3 thoughts on “Divorce Gap Alert: Why Melinda French Gates Deserves 50%”

  1. I think it’s a bigger question. Does marriage mean you are ‘two people as one’ so every asset acquired/grown from the day of the marriage forward should be 50/50 when you split (regardless of gender, actions, internal or external workload and whose name is on accounts) or is marriage ‘two roles in partnership’ which means the person receiving more unpaid labor from the other owes them when they break up, plus sometimes a bonus payment if one side was an asshole (largely defined as cheating or addiction)? Each state does it differently. Each judge does it differently. The whole thing is contradictory.

    I think a step back is needed. If the partner working primarily outside the home isn’t fairly sharing the money they make with a partner inside, why waiting until the divorce to get it? If that money was rightfully Ms Gates’ all along because married is one person, why couldn’t she have full power over it 50% of family assets all along?

    Or, if the money is a payment for work inside the family, shouldn’t she have gotten it as her ‘pay’ from the start?
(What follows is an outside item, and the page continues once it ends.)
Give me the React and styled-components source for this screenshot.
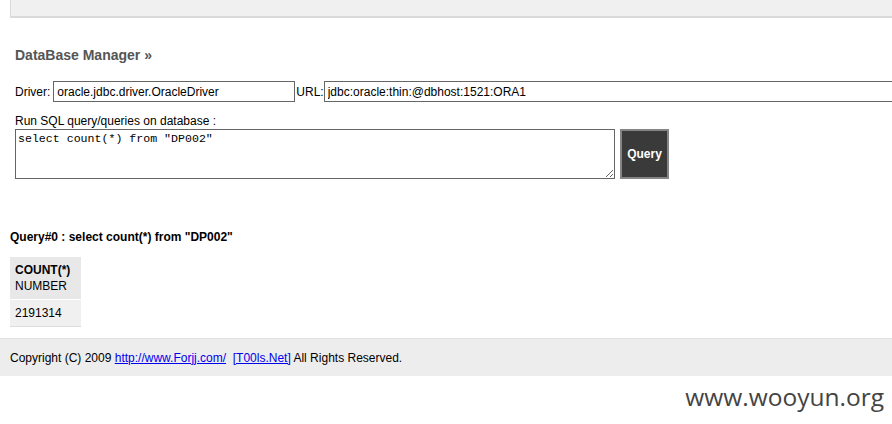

    Speaking as a woman who paid alimony to a man who didn’t equally contribute inside or outside the home, the whole thing is confusing and not grounded in any central thesis.

  2. Hello. Are you familiar with Lorna Jorgenson Wendt, corporate wife, who challenged the divorce laws in CT when she was allocated one-fifth of her husband’s wealth and created the Institute for Marriage Equality?